Across The River In Cambridge, HP's New Project Could Cast A Shadow


This year's AIIM/On Demand Expo, which brings together hundreds of companies in the document capture, printing and imaging market, is in Boston and kicks off in the middle of a nasty Nor'easter, the Boston Marathon, and a rain-soaked Patriot's Day.

As of Monday morning, the noises of forklifts, production printers and typical pre-convention bustling is inducing more than a few headaches from here on the show floor. Vendors, who have been duking it out in the copier, printer, MFP and consulting markets are coming together this week under the leaky roof of the Boston Convention and Exhibition Center (there are actually trash cans placed throughout the building to catch drops of rain coming through).

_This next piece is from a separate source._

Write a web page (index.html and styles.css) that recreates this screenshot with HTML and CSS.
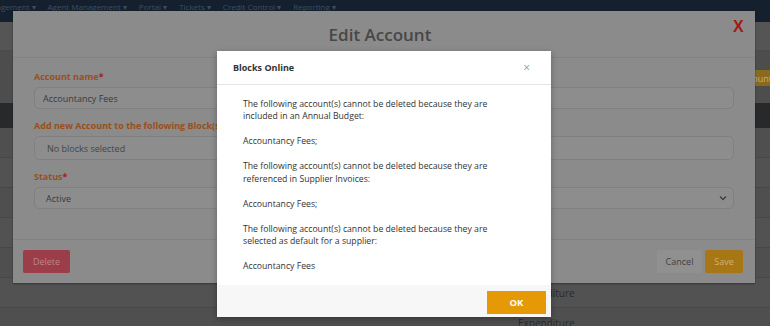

Konica Minolta is here, ready to demonstrate its latest product line. Xerox, Sharp, Ricoh and Canon are setting up, as are smaller companies like Solimar Systems, Presstek and scores of others. Hewlett-Packard will have a limited presence this year, but from an office in Cambridge, four miles away, its work could eventually be felt by many of its competitors here on the other side of the Charles River.

Last month, HP announced it had agreed to buy Tabblo, a Cambridge, Mass.-based provider of technology that lets you print stuff over the web. Arrange your family photographs into a book, and order one or two printed up for the family reunion. Using a web-based wizard, upload a photograph and print a poster for your uncle's retirement party in July. That sort of thing. But last week, Pradeep Jotwani, senior vice president of supplies for HP's Imaging and Printing Group, couldn't hide his excitement in describing his company's plans for Tabblo.

Jotwani, toward the end of an hour-long meeting on other topics, smiled broadly when asked about the company's strategy for buying Tabblo, when it already owns Snapfish, a web-based photo-sharing and printing service. The two are different, Jotwani said. While Snapfish is a service HP will maintain for the specific purpose of allowing customers organize and share photographs, Tabblo has a much broader purpose.

HP plans to take Tabblo's core technology, and find a way to embed it into every web site it can. Customers can turn their favorite online stores into hard-copy catalogs. A blogger can embed Tabblo technology into their site, for example, and allow readers to turn their blog into a small, printed magazine. Newspapers can give subscribers the ability to print out the sports section at home, with a traditional layout, and read it on the train.

A more robust print-on-demand?

"That's exactly it," Jotwani said. "A more robust print on demand."

In a market where everyone is reaching for ways to grab increasing amounts of "page share," HP has seen the future and it is the web. It may be banking on this idea: Where once you couldn't run a serious business without a web site, in the future you won't be able to run a serious business without robust print-on-demand capabilities from a web site.

The technology doesn't appear to be fully ready now. But in a year or two, when AIIM/On Demand opens in Boston and there are no rain showers or leak buckets, HP's shadow could be even longer.